Request:
Return the lines where the word "page" occurs.
☆ ☆ ☆ ☆ ☆ ☆ ☆
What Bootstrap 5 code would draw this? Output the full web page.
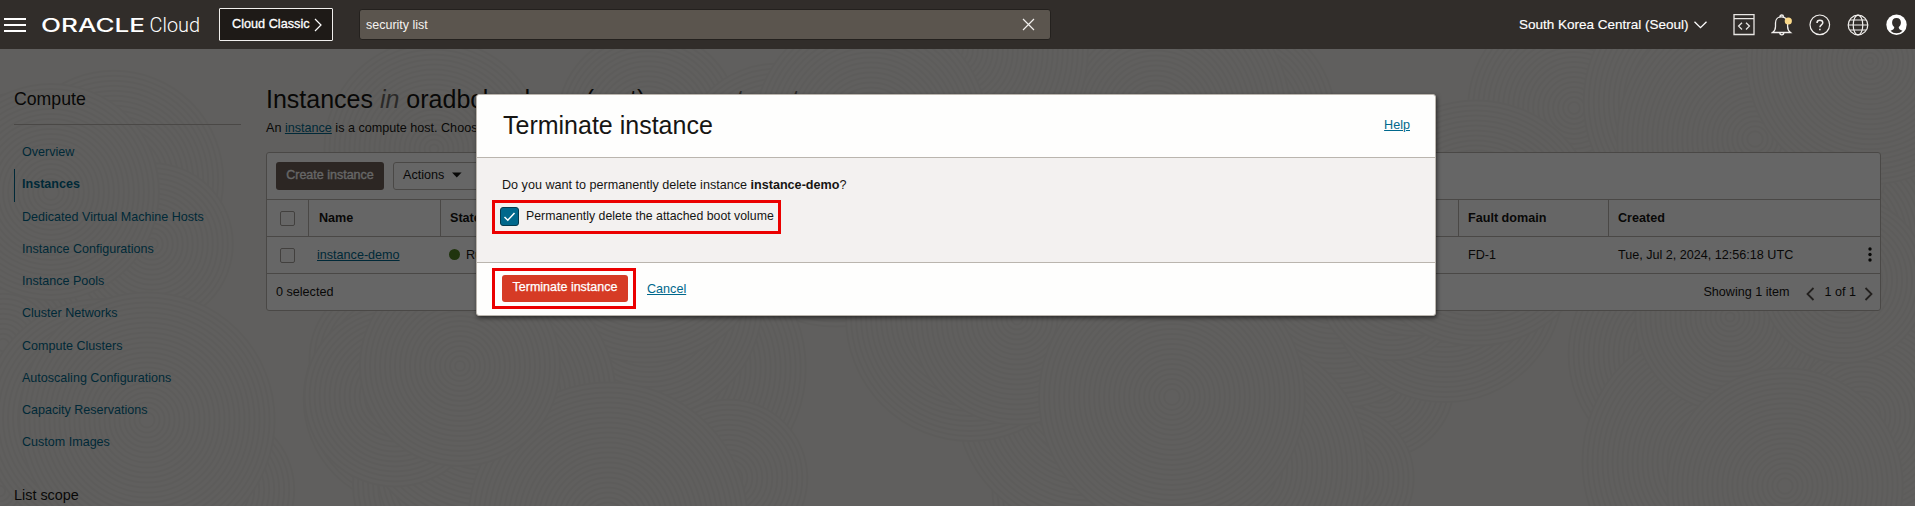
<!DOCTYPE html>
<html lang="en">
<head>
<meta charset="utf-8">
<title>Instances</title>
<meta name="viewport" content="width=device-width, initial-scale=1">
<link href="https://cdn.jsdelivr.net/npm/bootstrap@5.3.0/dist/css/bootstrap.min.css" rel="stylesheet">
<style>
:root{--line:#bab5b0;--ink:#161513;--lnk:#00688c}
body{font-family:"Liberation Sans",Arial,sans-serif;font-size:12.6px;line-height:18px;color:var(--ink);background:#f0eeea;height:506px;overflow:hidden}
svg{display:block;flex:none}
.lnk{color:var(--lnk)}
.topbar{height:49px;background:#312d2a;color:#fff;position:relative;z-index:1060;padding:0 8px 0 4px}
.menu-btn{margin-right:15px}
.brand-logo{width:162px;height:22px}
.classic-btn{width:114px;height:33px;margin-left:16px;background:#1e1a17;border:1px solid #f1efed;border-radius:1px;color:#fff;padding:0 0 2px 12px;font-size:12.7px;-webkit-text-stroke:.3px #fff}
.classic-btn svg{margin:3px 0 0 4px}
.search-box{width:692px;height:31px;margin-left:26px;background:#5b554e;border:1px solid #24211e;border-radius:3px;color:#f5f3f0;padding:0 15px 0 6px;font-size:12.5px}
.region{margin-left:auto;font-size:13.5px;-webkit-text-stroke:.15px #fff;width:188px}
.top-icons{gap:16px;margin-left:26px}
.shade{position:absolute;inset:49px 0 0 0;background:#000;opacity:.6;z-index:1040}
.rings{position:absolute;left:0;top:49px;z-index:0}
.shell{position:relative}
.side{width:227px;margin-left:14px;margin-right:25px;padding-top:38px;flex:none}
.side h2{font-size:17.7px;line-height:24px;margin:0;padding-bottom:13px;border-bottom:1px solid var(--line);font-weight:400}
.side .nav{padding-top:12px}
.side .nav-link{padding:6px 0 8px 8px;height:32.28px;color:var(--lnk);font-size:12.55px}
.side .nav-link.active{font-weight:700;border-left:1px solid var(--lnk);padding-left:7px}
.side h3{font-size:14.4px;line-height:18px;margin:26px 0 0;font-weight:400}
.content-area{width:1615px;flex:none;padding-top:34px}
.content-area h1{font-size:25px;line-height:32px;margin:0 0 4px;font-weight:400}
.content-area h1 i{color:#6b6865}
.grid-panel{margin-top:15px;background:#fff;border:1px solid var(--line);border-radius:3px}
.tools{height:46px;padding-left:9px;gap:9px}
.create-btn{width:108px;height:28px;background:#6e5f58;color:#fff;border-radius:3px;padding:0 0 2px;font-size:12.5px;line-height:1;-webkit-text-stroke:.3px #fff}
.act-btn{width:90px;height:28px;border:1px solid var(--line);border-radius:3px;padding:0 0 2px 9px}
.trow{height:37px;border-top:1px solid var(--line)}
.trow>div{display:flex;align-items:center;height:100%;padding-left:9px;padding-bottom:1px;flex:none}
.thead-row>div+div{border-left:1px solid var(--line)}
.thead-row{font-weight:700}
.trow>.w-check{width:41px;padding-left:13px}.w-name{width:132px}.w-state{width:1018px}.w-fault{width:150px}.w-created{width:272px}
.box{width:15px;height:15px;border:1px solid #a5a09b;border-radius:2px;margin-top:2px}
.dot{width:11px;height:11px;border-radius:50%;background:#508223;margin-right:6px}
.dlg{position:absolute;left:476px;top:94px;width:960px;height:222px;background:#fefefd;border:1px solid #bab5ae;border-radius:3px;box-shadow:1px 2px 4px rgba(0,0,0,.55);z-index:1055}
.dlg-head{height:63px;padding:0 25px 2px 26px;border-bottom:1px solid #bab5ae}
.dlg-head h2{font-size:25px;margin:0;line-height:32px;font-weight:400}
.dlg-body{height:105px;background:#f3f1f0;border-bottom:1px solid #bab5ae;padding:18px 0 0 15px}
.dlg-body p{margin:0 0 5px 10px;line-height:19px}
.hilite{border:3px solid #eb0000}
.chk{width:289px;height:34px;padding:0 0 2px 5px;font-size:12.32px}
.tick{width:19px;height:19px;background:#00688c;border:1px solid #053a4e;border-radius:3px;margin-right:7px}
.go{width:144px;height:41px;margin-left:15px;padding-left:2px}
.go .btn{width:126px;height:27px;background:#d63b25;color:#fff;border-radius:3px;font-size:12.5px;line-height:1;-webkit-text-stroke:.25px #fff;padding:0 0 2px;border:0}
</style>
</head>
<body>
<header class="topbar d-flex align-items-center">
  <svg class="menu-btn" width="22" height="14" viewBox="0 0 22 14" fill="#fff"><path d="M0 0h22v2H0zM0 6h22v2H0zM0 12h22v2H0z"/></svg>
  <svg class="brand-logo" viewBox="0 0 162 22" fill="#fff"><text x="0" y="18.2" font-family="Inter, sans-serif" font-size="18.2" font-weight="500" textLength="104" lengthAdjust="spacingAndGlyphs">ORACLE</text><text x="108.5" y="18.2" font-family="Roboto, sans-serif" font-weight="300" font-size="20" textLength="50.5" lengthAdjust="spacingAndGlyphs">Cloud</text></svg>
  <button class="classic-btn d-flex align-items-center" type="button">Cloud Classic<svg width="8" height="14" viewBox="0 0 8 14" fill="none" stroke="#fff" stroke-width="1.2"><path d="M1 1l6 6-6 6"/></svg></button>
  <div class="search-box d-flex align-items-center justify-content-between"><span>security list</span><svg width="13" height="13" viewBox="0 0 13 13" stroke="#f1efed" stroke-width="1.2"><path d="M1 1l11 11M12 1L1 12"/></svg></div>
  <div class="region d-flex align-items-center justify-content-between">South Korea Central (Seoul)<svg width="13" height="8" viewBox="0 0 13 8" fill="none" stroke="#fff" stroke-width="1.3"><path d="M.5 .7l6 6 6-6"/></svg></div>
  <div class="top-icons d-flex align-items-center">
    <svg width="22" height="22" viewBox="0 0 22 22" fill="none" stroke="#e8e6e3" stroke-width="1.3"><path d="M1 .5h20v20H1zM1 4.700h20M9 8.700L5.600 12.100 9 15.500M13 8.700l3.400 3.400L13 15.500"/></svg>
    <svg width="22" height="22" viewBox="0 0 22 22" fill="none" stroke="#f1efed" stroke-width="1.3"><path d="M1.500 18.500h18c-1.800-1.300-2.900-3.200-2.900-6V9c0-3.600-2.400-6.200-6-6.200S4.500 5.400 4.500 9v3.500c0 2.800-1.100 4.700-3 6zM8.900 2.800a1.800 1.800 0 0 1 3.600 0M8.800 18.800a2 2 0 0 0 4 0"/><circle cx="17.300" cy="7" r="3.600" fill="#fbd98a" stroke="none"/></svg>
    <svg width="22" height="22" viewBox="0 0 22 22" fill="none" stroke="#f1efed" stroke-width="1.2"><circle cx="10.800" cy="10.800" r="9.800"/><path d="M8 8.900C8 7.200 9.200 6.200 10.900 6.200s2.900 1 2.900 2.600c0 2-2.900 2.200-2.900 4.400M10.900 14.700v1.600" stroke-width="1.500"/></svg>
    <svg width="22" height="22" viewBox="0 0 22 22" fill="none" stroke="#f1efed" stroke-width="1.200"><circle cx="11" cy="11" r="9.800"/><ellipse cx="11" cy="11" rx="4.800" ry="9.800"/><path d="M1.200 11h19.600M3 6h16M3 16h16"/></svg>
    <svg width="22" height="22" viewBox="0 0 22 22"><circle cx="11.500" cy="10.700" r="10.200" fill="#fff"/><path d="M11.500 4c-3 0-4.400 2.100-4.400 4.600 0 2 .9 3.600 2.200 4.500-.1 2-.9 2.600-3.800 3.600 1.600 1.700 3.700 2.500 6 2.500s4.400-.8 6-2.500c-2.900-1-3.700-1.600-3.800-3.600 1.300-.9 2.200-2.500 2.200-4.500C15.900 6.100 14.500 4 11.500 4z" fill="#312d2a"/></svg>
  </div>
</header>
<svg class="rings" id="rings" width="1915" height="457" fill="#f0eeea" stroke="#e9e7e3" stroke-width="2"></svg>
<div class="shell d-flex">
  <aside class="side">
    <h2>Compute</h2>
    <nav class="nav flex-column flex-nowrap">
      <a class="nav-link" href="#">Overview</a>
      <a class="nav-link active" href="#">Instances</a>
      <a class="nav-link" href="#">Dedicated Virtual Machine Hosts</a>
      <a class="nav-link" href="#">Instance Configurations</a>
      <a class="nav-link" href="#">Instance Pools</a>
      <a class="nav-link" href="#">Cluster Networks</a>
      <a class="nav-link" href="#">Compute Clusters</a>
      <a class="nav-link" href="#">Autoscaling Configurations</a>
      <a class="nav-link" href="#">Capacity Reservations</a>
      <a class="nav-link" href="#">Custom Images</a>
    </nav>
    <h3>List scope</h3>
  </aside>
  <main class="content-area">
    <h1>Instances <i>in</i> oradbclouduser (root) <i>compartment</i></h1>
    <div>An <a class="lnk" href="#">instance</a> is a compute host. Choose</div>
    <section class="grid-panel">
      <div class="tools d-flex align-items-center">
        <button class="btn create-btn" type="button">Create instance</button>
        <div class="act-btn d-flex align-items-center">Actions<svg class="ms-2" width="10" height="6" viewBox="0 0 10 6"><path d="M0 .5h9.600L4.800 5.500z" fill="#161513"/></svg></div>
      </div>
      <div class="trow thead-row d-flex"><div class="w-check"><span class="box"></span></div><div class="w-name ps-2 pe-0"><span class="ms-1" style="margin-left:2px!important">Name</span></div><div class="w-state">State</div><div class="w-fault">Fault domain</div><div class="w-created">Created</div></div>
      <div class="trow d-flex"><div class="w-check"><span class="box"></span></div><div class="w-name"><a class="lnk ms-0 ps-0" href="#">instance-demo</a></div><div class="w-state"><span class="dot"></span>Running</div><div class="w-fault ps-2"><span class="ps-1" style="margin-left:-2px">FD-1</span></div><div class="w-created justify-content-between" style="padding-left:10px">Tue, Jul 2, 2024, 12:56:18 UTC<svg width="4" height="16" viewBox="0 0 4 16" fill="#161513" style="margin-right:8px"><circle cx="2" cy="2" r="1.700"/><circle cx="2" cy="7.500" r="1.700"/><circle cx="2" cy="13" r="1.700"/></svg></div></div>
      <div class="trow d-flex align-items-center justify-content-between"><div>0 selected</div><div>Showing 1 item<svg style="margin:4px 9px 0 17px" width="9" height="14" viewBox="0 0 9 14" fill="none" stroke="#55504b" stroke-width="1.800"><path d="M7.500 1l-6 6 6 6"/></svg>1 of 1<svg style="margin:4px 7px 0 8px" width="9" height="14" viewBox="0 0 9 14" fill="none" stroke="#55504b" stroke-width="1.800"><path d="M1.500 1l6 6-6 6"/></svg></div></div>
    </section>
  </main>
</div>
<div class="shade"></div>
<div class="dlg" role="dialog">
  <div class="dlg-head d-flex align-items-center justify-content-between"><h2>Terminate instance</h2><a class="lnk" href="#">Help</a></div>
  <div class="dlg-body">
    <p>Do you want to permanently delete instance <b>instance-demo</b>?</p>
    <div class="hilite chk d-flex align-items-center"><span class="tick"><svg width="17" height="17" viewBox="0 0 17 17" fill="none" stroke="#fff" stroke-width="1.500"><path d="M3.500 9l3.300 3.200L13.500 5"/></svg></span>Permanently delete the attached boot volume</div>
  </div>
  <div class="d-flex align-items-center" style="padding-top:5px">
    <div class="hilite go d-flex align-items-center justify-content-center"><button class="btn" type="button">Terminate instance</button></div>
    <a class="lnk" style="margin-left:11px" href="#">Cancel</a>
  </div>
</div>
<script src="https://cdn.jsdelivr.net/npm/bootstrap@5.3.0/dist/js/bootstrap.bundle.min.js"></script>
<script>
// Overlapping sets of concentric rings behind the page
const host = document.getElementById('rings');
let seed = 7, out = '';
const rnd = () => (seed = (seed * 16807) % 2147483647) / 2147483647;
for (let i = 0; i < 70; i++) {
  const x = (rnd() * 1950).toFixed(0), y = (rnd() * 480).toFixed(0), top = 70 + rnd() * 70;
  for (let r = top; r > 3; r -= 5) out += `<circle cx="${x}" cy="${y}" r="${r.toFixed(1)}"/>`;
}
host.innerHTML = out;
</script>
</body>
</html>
☆ ☆ ☆ ☆ ☆ ☆ ☆
Response to this exercise:
What Bootstrap 5 code would draw this? Output the full web page.
// Overlapping sets of concentric rings behind the page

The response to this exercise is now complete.